SUPPLIED INFORMATION:
↓↓↓
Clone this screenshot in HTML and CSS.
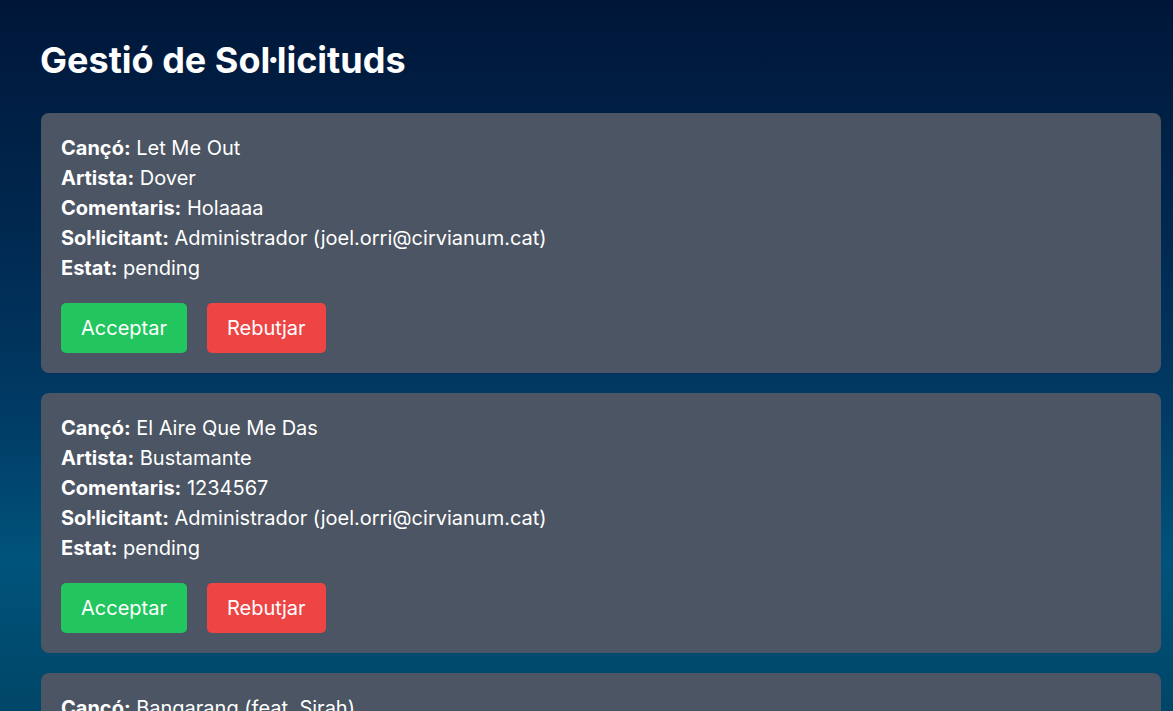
FILE: index.html
```html
<!DOCTYPE html>
<html lang="ca">
<head>
<meta charset="utf-8">
<title>Gestió de Sol·licituds</title>
<link rel="stylesheet" href="styles.css">
</head>
<body>
<main class="page">
  <h1 class="title">Gestió de Sol·licituds</h1>
  <div class="list">
    <section class="card">
      <p><strong>Cançó:</strong> Let Me Out</p>
      <p><strong>Artista:</strong> Dover</p>
      <p><strong>Comentaris:</strong> Holaaaa</p>
      <p><strong>Sol·licitant:</strong> Administrador (joel.orri@cirvianum.cat)</p>
      <p><strong>Estat:</strong> pending</p>
      <div class="actions">
        <button class="btn accept">Acceptar</button>
        <button class="btn reject">Rebutjar</button>
      </div>
    </section>
    <section class="card">
      <p><strong>Cançó:</strong> El Aire Que Me Das</p>
      <p><strong>Artista:</strong> Bustamante</p>
      <p><strong>Comentaris:</strong> 1234567</p>
      <p><strong>Sol·licitant:</strong> Administrador (joel.orri@cirvianum.cat)</p>
      <p><strong>Estat:</strong> pending</p>
      <div class="actions">
        <button class="btn accept">Acceptar</button>
        <button class="btn reject">Rebutjar</button>
      </div>
    </section>
    <section class="card">
      <p><strong>Cançó:</strong> Bangarang (feat. Sirah)</p>
      <p><strong>Artista:</strong> Skrillex</p>
      <p><strong>Comentaris:</strong> -</p>
      <p><strong>Sol·licitant:</strong> Administrador (joel.orri@cirvianum.cat)</p>
      <p><strong>Estat:</strong> pending</p>
      <div class="actions">
        <button class="btn accept">Acceptar</button>
        <button class="btn reject">Rebutjar</button>
      </div>
    </section>
  </div>
</main>
</body>
</html>
```
FILE: styles.css
```css
html, body {
  margin: 0;
  padding: 0;
}
body {
  min-height: 100vh;
  font-family: Inter, "Noto Sans", sans-serif;
  color: #ffffff;
  background: linear-gradient(to bottom, #001638 0px, #002a52 250px, #003c66 420px, #00537b 560px, #004668 711px, #003a58 900px);
  background-attachment: fixed;
}
.page {
  padding: 40px 0 40px 40px;
}
.title {
  margin: 0 0 33px 0;
  font-size: 36px;
  line-height: 40px;
  font-weight: 700;
}
.list {
  display: flex;
  flex-direction: column;
  gap: 20px;
  width: 1120px;
  margin-left: 1px;
}
.card {
  background: #4b5563;
  border-radius: 8px;
  padding: 20px;
}
.card p {
  margin: 0;
  font-size: 20px;
  line-height: 30px;
}
.card strong {
  font-weight: 700;
}
.actions {
  display: flex;
  gap: 20px;
  margin-top: 20px;
}
.btn {
  font-family: Inter, "Noto Sans", sans-serif;
  font-size: 20px;
  line-height: 30px;
  color: #ffffff;
  border: none;
  border-radius: 5px;
  padding: 10px 20px;
  cursor: pointer;
}
.accept {
  background: #22c55e;
}
.reject {
  background: #ef4444;
}
```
↑↑↑
TASK DIRECTIONS: Every line above should be repeated exactly; pictures stay out of the copy.

FINISHED TASK:
Clone this screenshot in HTML and CSS.
FILE: index.html
```html
<!DOCTYPE html>
<html lang="ca">
<head>
<meta charset="utf-8">
<title>Gestió de Sol·licituds</title>
<link rel="stylesheet" href="styles.css">
</head>
<body>
<main class="page">
  <h1 class="title">Gestió de Sol·licituds</h1>
  <div class="list">
    <section class="card">
      <p><strong>Cançó:</strong> Let Me Out</p>
      <p><strong>Artista:</strong> Dover</p>
      <p><strong>Comentaris:</strong> Holaaaa</p>
      <p><strong>Sol·licitant:</strong> Administrador (joel.orri@cirvianum.cat)</p>
      <p><strong>Estat:</strong> pending</p>
      <div class="actions">
        <button class="btn accept">Acceptar</button>
        <button class="btn reject">Rebutjar</button>
      </div>
    </section>
    <section class="card">
      <p><strong>Cançó:</strong> El Aire Que Me Das</p>
      <p><strong>Artista:</strong> Bustamante</p>
      <p><strong>Comentaris:</strong> 1234567</p>
      <p><strong>Sol·licitant:</strong> Administrador (joel.orri@cirvianum.cat)</p>
      <p><strong>Estat:</strong> pending</p>
      <div class="actions">
        <button class="btn accept">Acceptar</button>
        <button class="btn reject">Rebutjar</button>
      </div>
    </section>
    <section class="card">
      <p><strong>Cançó:</strong> Bangarang (feat. Sirah)</p>
      <p><strong>Artista:</strong> Skrillex</p>
      <p><strong>Comentaris:</strong> -</p>
      <p><strong>Sol·licitant:</strong> Administrador (joel.orri@cirvianum.cat)</p>
      <p><strong>Estat:</strong> pending</p>
      <div class="actions">
        <button class="btn accept">Acceptar</button>
        <button class="btn reject">Rebutjar</button>
      </div>
    </section>
  </div>
</main>
</body>
</html>
```
FILE: styles.css
```css
html, body {
  margin: 0;
  padding: 0;
}
body {
  min-height: 100vh;
  font-family: Inter, "Noto Sans", sans-serif;
  color: #ffffff;
  background: linear-gradient(to bottom, #001638 0px, #002a52 250px, #003c66 420px, #00537b 560px, #004668 711px, #003a58 900px);
  background-attachment: fixed;
}
.page {
  padding: 40px 0 40px 40px;
}
.title {
  margin: 0 0 33px 0;
  font-size: 36px;
  line-height: 40px;
  font-weight: 700;
}
.list {
  display: flex;
  flex-direction: column;
  gap: 20px;
  width: 1120px;
  margin-left: 1px;
}
.card {
  background: #4b5563;
  border-radius: 8px;
  padding: 20px;
}
.card p {
  margin: 0;
  font-size: 20px;
  line-height: 30px;
}
.card strong {
  font-weight: 700;
}
.actions {
  display: flex;
  gap: 20px;
  margin-top: 20px;
}
.btn {
  font-family: Inter, "Noto Sans", sans-serif;
  font-size: 20px;
  line-height: 30px;
  color: #ffffff;
  border: none;
  border-radius: 5px;
  padding: 10px 20px;
  cursor: pointer;
}
.accept {
  background: #22c55e;
}
.reject {
  background: #ef4444;
}
```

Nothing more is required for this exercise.